Orbene, rientrando nel potere-dovere del Giudice la verifica della sussistenza delle condizioni dell’azione, indipendentemente dall’attività assertiva delle parti, la questione relativa alLa mancanza di una condizione dell’azione integra una mera allegazione difensiva volta a sollecitare il potere del giudice di procedere d’ufficio al relativo rilievo; con la conseguenza che, in materia, non si rendono applicabili le preclusioni previste dal codice di rito per la proposizione delle eccezioni in senso stretto.

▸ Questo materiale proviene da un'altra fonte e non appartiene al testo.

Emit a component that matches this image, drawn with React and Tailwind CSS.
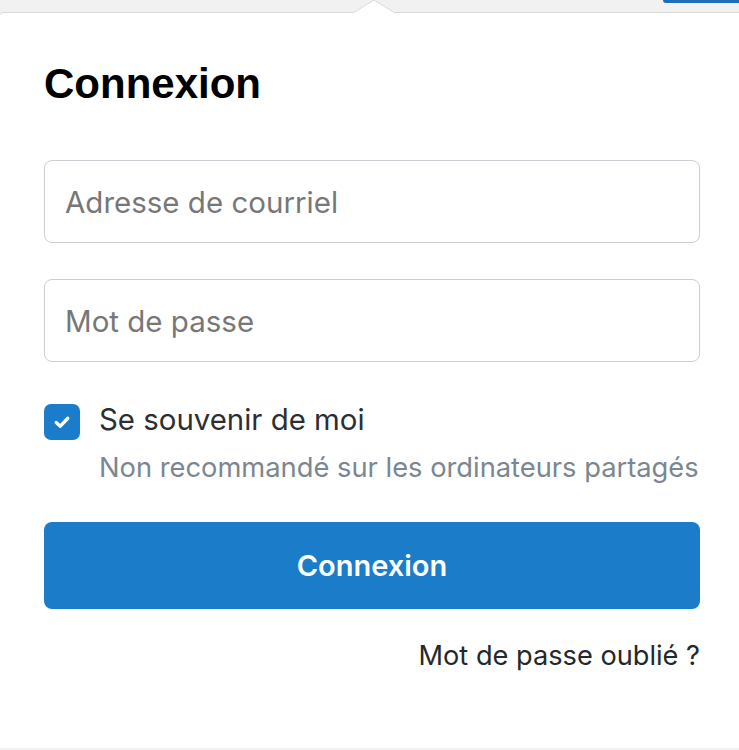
import { useState } from 'react'

const Caret = () => (
  <svg className="absolute left-[353px] top-0" width="42" height="14" viewBox="0 0 42 14">
    <path d="M0 13 L21 0 L42 13" fill="#ffffff" stroke="#d9d9d9" strokeWidth="1" />
    <rect x="1" y="12.5" width="40" height="2" fill="#ffffff" />
  </svg>
)

const CheckIcon = () => (
  <svg width="20" height="20" viewBox="0 0 24 24" fill="none" stroke="#ffffff" strokeWidth="4" strokeLinecap="round" strokeLinejoin="round">
    <path d="M5 12.5 L10 17 L19 7.5" />
  </svg>
)

export default function App() {
  const [remember, setRemember] = useState(true)

  return (
    <div className="w-[739px] h-[750px] bg-[#f2f2f2] flex flex-col font-['Inter','Noto_Sans',sans-serif] overflow-hidden">
      <div className="relative h-[12px] shrink-0 bg-[#f1f1f1]">
        <div className="absolute right-0 top-0 w-[76px] h-[3px] bg-[#1a6fb8] rounded-bl-[6px]" />
        <Caret />
      </div>
      <div className="flex-1 bg-white border-t border-[#d9d9d9] rounded-tl-[4px] pl-[44px] pr-[39px] pt-[50px] flex flex-col mb-[2px]">
        <h1 className="font-['Liberation_Sans','Arial',sans-serif] font-bold text-[42px] leading-none text-black">Connexion</h1>

        <input
          type="email"
          placeholder="Adresse de courriel"
          className="mt-[55px] h-[83px] w-full border border-[#c9ced3] rounded-[8px] px-[20px] text-[29.5px] text-[#333] placeholder:text-[#777] outline-none"
        />
        <input
          type="password"
          placeholder="Mot de passe"
          className="mt-[36px] h-[83px] w-full border border-[#c9ced3] rounded-[8px] px-[20px] text-[29.5px] text-[#333] placeholder:text-[#777] outline-none"
        />

        <div className="mt-[42px] flex items-start gap-[19px]">
          <button
            onClick={() => setRemember(!remember)}
            className={`w-[36px] h-[36px] shrink-0 rounded-[7px] flex items-center justify-center ${remember ? 'bg-[#1b7ccb]' : 'bg-white border border-[#c9ced3]'}`}
          >
            {remember && <CheckIcon />}
          </button>
          <div className="flex flex-col">
            <span className="text-[29.4px] leading-[32px] text-[#2b2f33]">Se souvenir de moi</span>
            <span className="mt-[16px] text-[27.3px] leading-[32px] text-[#7b8693]">Non recommandé sur les ordinateurs partagés</span>
          </div>
        </div>

        <button className="mt-[38px] h-[87px] w-full rounded-[8px] bg-[#1b7cc9] text-white text-[29px] font-semibold">
          Connexion
        </button>

        <div className="mt-[30px] flex justify-end">
          <a href="#" className="text-[27.2px] leading-[34px] text-[#24282c]">Mot de passe oublié ?</a>
        </div>
      </div>
    </div>
  )
}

La Corte di merito, pertanto, ha errato nel ritenere inammissibile ex art. 345 c.p.c., in quanto sollevata dall’attore per la prima volta in appello, la questione della improponibilità, in pendenza dell’usufrutto, della domanda di rimborso delle spese di manutenzione straordinaria.
3) L’accoglimento dei primi due motivi di ricorso comporta l’assorbimento del terzo, con il quale il ricorrente ha lamentato la violazione dell’art. 112 c.p.c. e dell’art. 1006 c.c., per avere la Corte di Appello omesso di pronunciare sul motivo di gravame con cui si deduceva che la convenuta, per avere diritto al rimborso previsto dall’art. 1006 c.c., doveva dimostrare di aver interpellato l’attore prima della esecuzione dei lavori di straordinaria manutenzione.
4) La sentenza impugnata va cassata in relazione ai motivi accolti, con rinvio ad altra Sezione della Corte di Appello di Venezia, la quale deciderà uniformandosi ai principi di diritto innanzi enunciati.

P.Q.M.

La Corte accoglie i primi due motivi di ricorso, assorbito il terzo; cassa la sentenza impugnata in relazione ai motivi accolti e rinvia anche per le spese ad altra Sezione della Corte di Appello di Venezia.